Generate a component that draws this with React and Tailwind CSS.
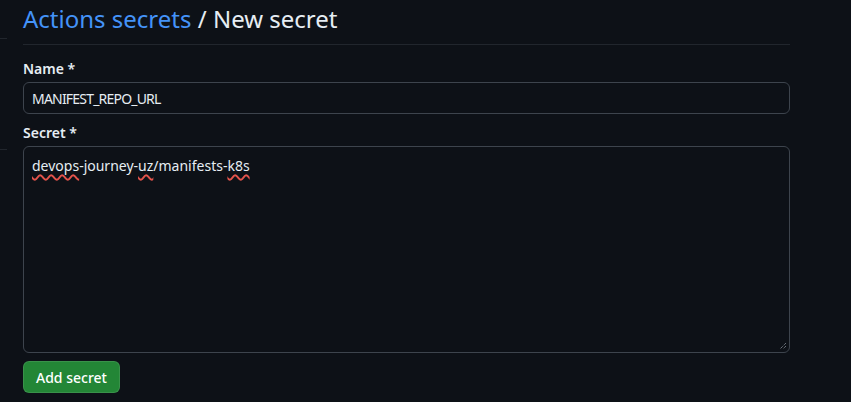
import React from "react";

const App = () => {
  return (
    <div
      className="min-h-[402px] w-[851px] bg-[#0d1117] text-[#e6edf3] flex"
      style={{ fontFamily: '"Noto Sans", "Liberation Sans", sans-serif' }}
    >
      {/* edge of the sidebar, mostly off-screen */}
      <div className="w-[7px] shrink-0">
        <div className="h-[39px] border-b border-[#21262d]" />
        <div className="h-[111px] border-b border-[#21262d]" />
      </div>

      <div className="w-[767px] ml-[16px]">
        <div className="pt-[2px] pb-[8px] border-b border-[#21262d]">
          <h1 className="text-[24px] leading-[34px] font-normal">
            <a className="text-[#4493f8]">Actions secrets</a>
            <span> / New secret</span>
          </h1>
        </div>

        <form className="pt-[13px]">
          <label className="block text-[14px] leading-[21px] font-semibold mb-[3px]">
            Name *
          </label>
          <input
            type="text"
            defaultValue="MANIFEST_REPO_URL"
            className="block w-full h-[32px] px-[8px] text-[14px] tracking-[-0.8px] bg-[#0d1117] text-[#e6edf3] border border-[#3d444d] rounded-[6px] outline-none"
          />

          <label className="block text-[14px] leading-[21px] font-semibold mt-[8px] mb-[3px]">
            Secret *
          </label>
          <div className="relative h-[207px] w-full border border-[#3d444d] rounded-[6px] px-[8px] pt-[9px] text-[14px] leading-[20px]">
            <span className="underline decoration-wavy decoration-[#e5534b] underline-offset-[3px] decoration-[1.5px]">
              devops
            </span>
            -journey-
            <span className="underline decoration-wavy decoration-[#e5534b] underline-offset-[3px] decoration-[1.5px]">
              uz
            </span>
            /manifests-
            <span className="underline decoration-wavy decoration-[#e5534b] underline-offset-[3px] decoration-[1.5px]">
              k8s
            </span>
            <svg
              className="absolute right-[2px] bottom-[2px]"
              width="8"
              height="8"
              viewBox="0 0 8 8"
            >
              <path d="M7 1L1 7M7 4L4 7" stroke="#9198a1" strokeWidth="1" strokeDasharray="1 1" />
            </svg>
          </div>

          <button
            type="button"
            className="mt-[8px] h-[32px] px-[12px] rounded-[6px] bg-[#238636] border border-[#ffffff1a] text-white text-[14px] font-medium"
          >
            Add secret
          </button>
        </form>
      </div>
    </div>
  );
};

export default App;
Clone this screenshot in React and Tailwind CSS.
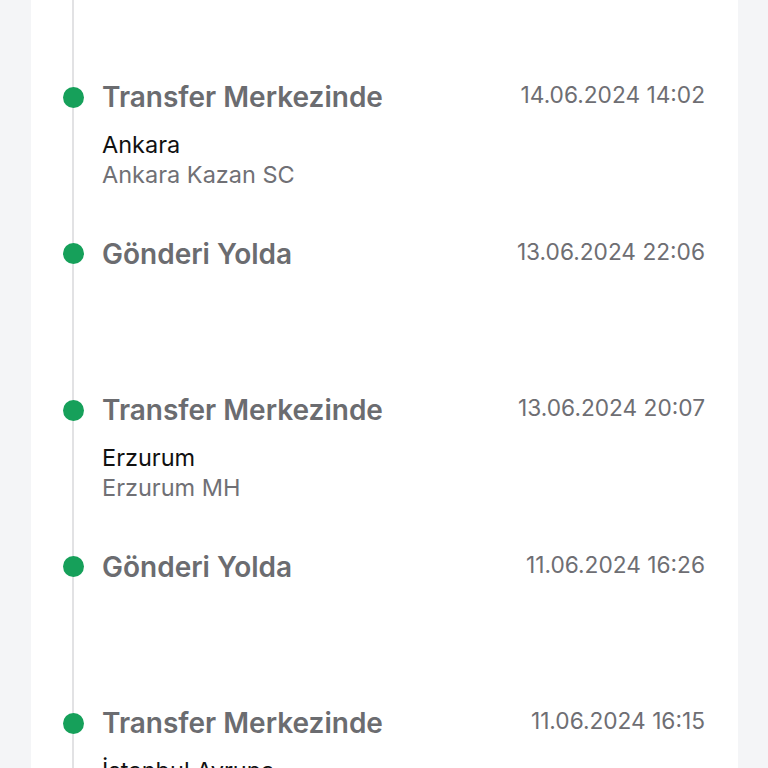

→ **What is required**: For this exercise, gather every line of the data that contains the word "Tailwind".

→ **Result for this task**:
Generate a component that draws this with React and Tailwind CSS.
Clone this screenshot in React and Tailwind CSS.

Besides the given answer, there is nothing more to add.